Legislation began advancing in Pennsylvania on Monday to impose new restrictions on elective abortions as backers resumed a push that stalled last year amid a veto threat from Democratic Gov. Tom Wolf and opposition by Pennsylvania's largest doctors' organization.
A party-line committee vote Monday sent the bill to the full Senate. Even though it still requires floor votes in the House and Senate, the bill is expected to eventually reach Wolf's desk. Clear majorities in Pennsylvania's GOP-controlled House and Senate oppose abortion rights, but it is not clear that supporters are numerous enough to override an expected veto.
Wolf, who supports abortion rights, called the bill "radical and unconstitutional" and vowed to veto it.
Last year, a nearly identical version passed the House, 132-65, but it stalled just short of a Senate vote and died.
The primary feature of the bill would ban elective abortions after 20 weeks from the pregnant woman's last menstrual period, compared with 24 weeks in current law. As many as 16 states have a similar ban, not including an Ohio law that will take effect in March, according to the nonprofit Guttmacher Institute, a research group that supports abortion rights.
Supporters said the 20-week limit reflected medical advances that make fetuses viable at earlier stages of pregnancy.
In a charged Judiciary Committee debate, Democrats accused Republicans of bypassing hearings on the bill and muscling through confusing legislation that could have consequences for families that are dealing with complicated medical circumstances.

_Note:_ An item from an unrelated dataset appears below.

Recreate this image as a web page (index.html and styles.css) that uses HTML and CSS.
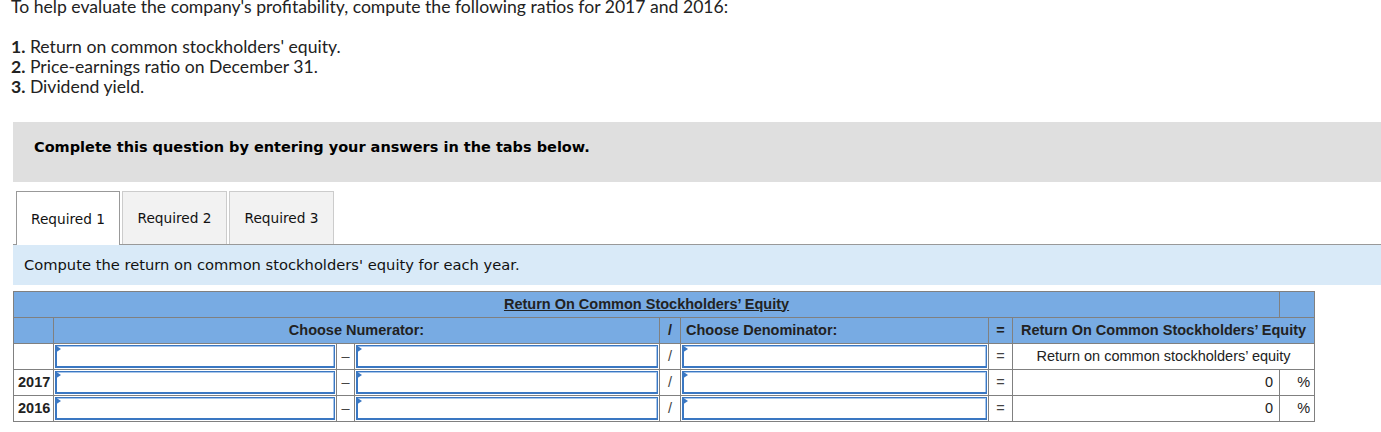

The bill also would ban a procedure it calls a "dismemberment abortion" before 20 weeks and make it a felony to violate it. Supporters said the ban does not apply to a procedure commonly called a dilation-and-extraction procedure, the most common method of second-trimester abortion.
However, a "dismemberment abortion" is not a term used by medical professionals or groups, such as the American College of Obstetricians and Gynecologists, and opponents suggested the bill would have the effect of banning the dilation-and-extraction procedure after 20 weeks. Seven states ban the dilation-and-extraction procedure, according to the Guttmacher Institute.
The bill leaves does not remove exceptions for when a physician believes the procedure would save the mother's life or prevent impairment of the pregnant woman's major bodily function. It does not offer exceptions for pregnancies caused by rape and incest.
It also would add a requirement that a medical consultation with a physician be in person before an abortion.
The Pennsylvania Medical Society opposes the bill. In a letter sent to lawmakers last years, the doctors' group said the proposed changes would interfere with the relationship between physicians and patients and set a dangerous precedent by legislating specific treatment protocols.